O governo Bolsonaro anda de lado. Os sinais são óbvios. Perdeu seu ministro mais popular, reagiu mal à crise e as pesquisas não andam lhe favorecendo. Há um conjunto de investigações delicadas em curso e o último levantamento do Datafolha diz que 45% dos eleitores apoiam seu impedimento.
Tudo isso pode ser apenas conjuntural e a crise se dissolver, quando a pandemia passar, mas intuo que há algo mais estrutural nesse processo.
O governo Bolsonaro é fruto de um arranjo instável entre três movimentos difusos na sociedade brasileira: o conservadorismo cultural, os movimentos contra a corrupção (o lavajatismo) e a agenda liberalizante, apoiada pelo mercado.
A agenda conservadora nunca andou. Ninguém se lembra mais de temas como Escola sem Partido ou a redução da maioridade penal. Coisas como o excludente de ilicitude e a nova regulamentação do porte de armas rodaram no Congresso.
A agenda em torno de Sergio Moro igualmente andou muito pouco. Temas caros ao ex-ministro, como a introdução do "plea bargain" e a prisão em segunda instância foram derrotadas ou simplesmente não andaram, no Congresso, e de quebra ele teve de assistir à instituição do juiz das garantias, depois suspensa pelo STF.
O que andou, até o final do ano passado, em ritmo lento, foi a pauta econômica. Temas como a reforma da Previdência e a Lei da Liberdade Econômica foram seus carros-chefes. O boletim Focus de dezembro previa 2,3% de crescimento para 2020, com inflação e juros nas taxas que sabemos.
As coisas andaram, no primeiro ano, à base de um arranjo de autonomia do Legislativo, dada a recusa do presidente em formar a coalizão majoritária. Disse que, em que pese minoritário, o governo conduzia uma agenda econômica majoritária no Congresso.
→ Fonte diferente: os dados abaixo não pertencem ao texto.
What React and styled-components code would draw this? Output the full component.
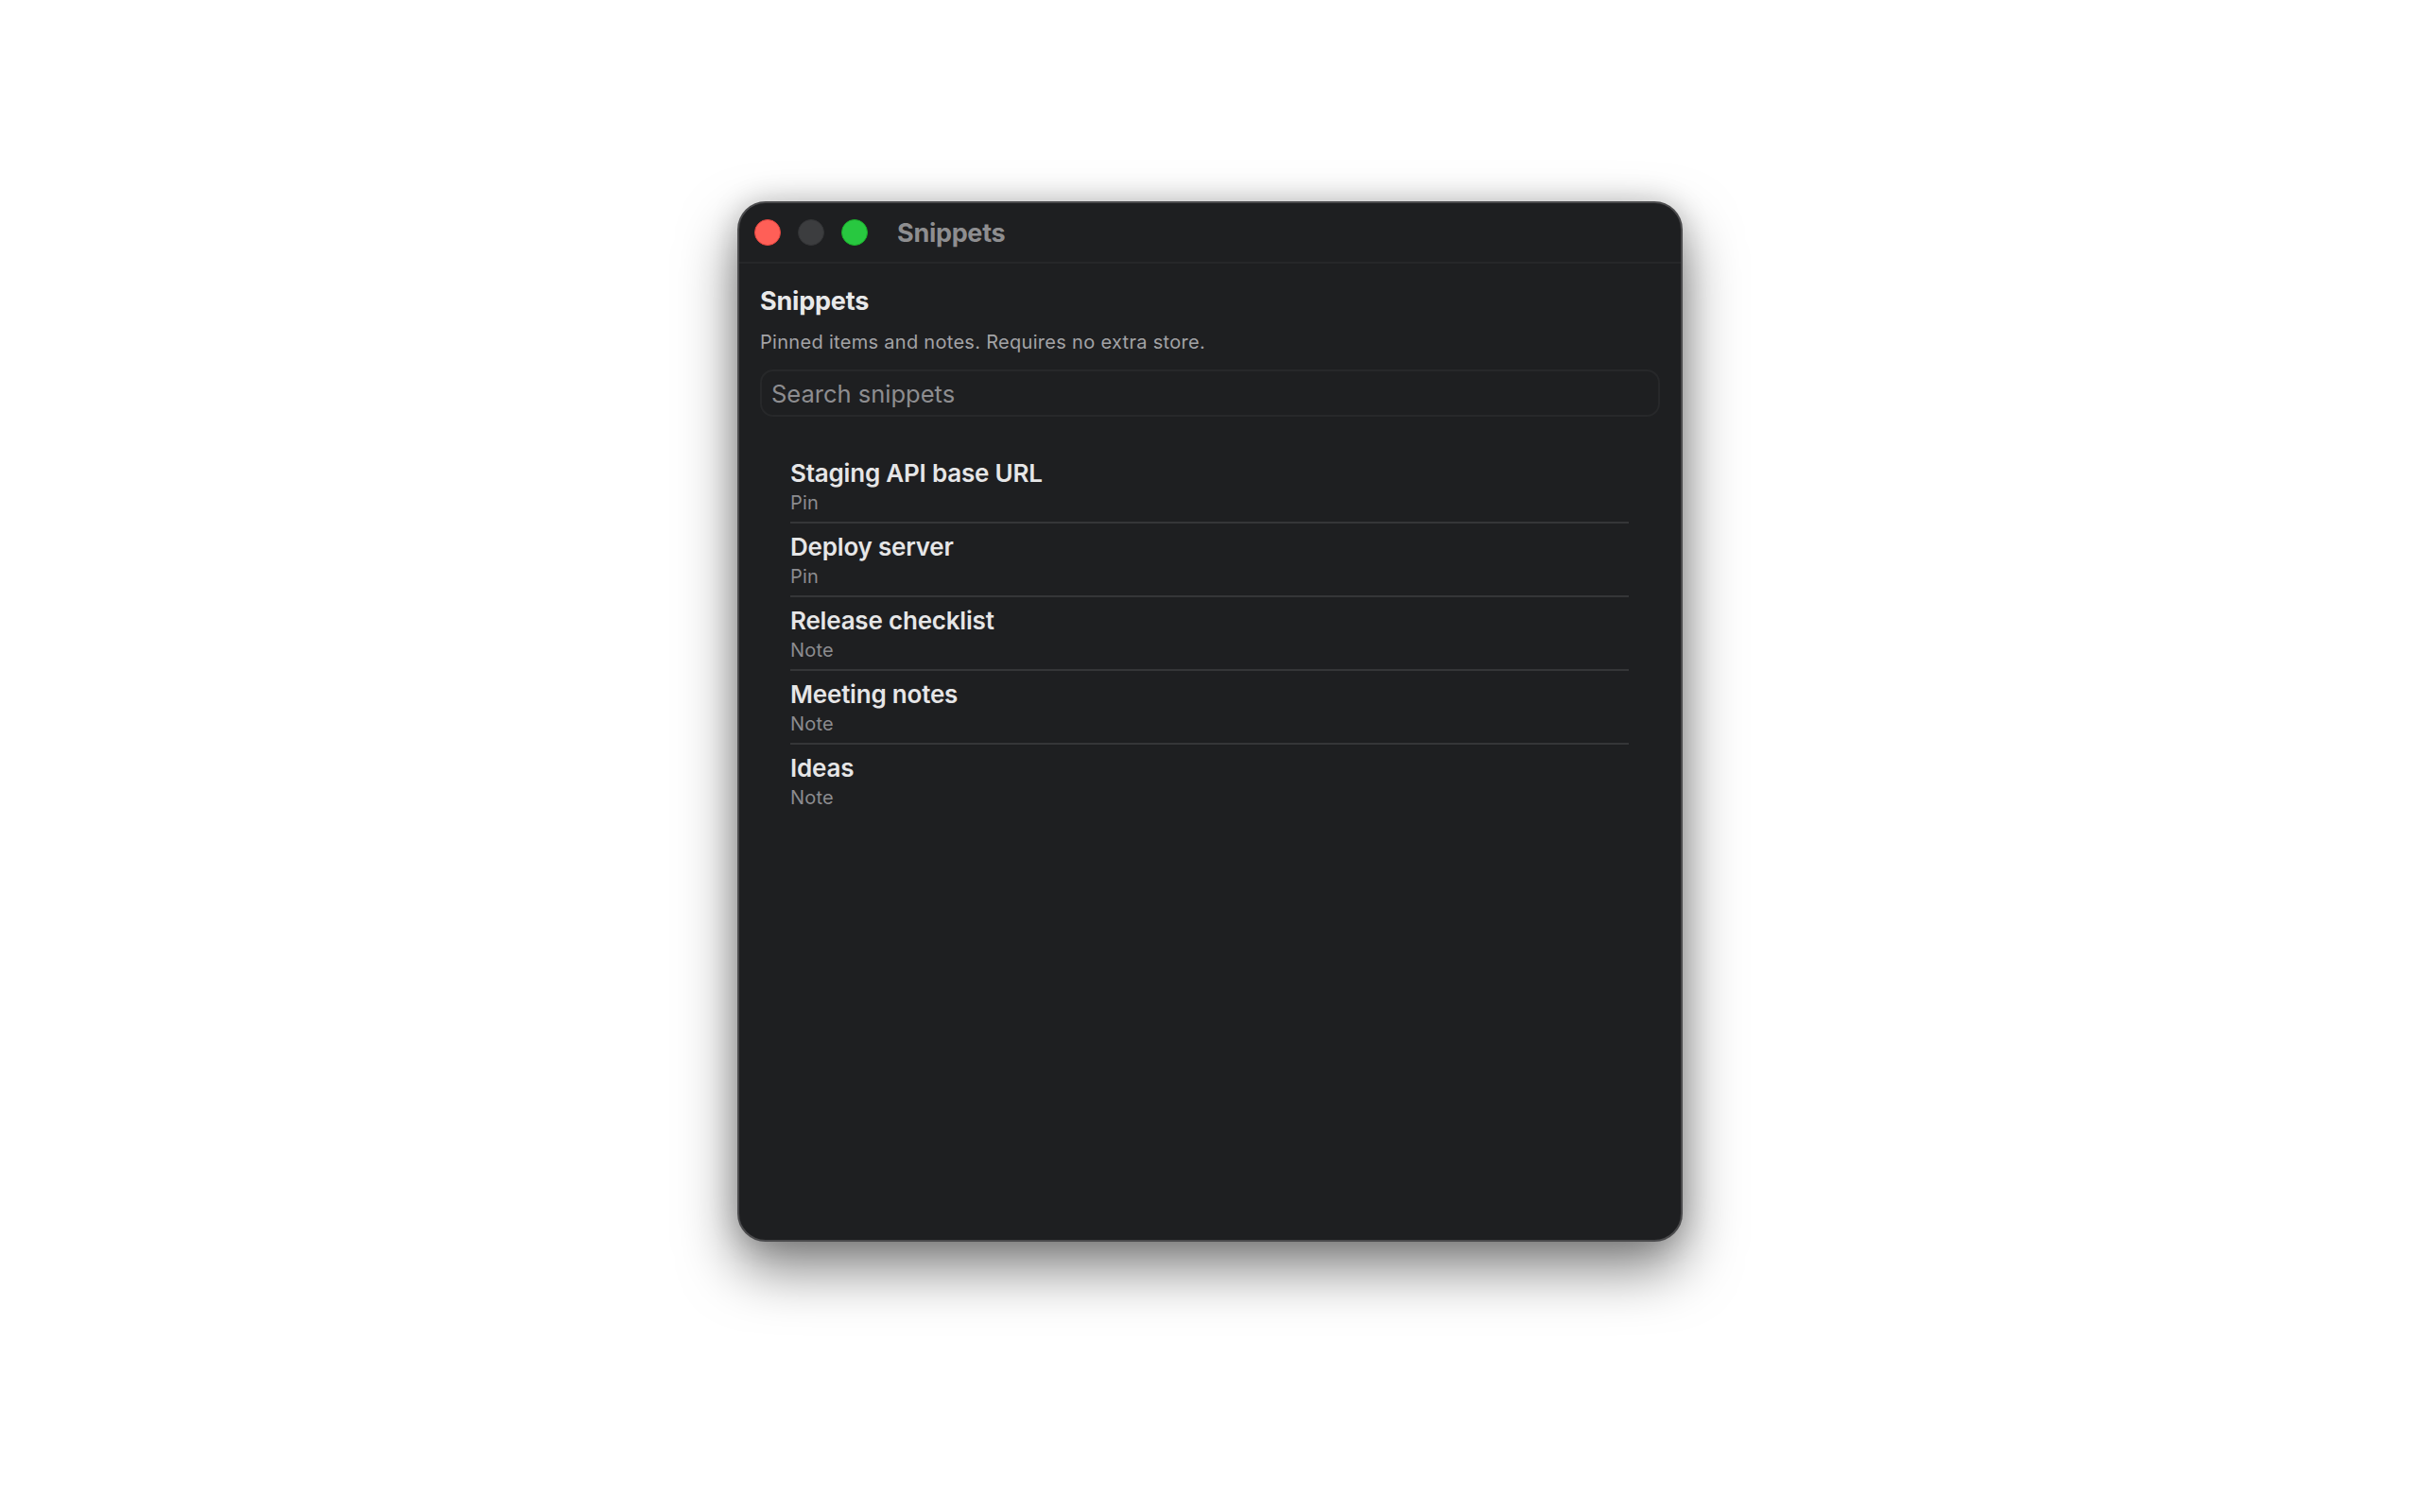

Estudo do Observatório do Legislativo Brasileiro demonstrou que 74,4% dos deputados apresentaram notas acima de 7, em uma escala de 0 a 10 de fidelidade ao governo. No Senado as coisas foram melhores.
O arranjo desmoronou a partir da virada do ano. Em boa medida, ruiu pelas indefinições do próprio governo, que nunca apresentou sua visão sobre a reforma tributária e sequer enviou a reforma administrativa.
Ruiu também pelo crescimento da pauta corporativa do Congresso, expressa no Orçamento impositivo, pelas dificuldades políticas do presidente, pela perspectiva do embate eleitoral e pelo consenso cada vez menor diante de reformas difíceis.
A pandemia explodiu de vez a agenda econômica, o feijão da feijoada deste governo. Feijoada de caldo ralo, diga-se, em um governo que nunca foi de fato liberal (a política de educação é mostra disso), mas que envolvia iniciativas de reforma fiscal e do gasto público nas três PECs do programa Mais Brasil.
Tudo agora pertence ao passado. O país termina os dias contando seus mortos, filas imensas de brasileiros sem máscara se formam nas agências da Caixa, pelo auxílio de R$ 600, e tudo indica que vamos terminar o ano com queda superior a 5% do PIB e déficit superior a R$ 600 bilhões, com o qual vamos conviver durante anos.
Em meio à turbulência, o governo ensaia adesão tardia ao modelo de coalizão, com cooptação do centrão. Previsível: o arranjo anterior, que chamei de modelo de corresponsabilidade, só funcionava sob a batuta das reformas estruturais que (por um bom tempo) perderam seu momento político.
Trata-se de um modelo de sobrevivência política. Pode servir para o governo se proteger, na hipótese de votação de um processo contra o presidente, mas não irá muito mais longe.
O que o país precisa é de repactuação. Algum sentido de estabilidade institucional. Da liderança política como um todo, a começar pelo presidente da República, que faria melhor saindo da cerca, no entorno do palácio, e trocando a lógica do entretenimento político pelas questões de Estado.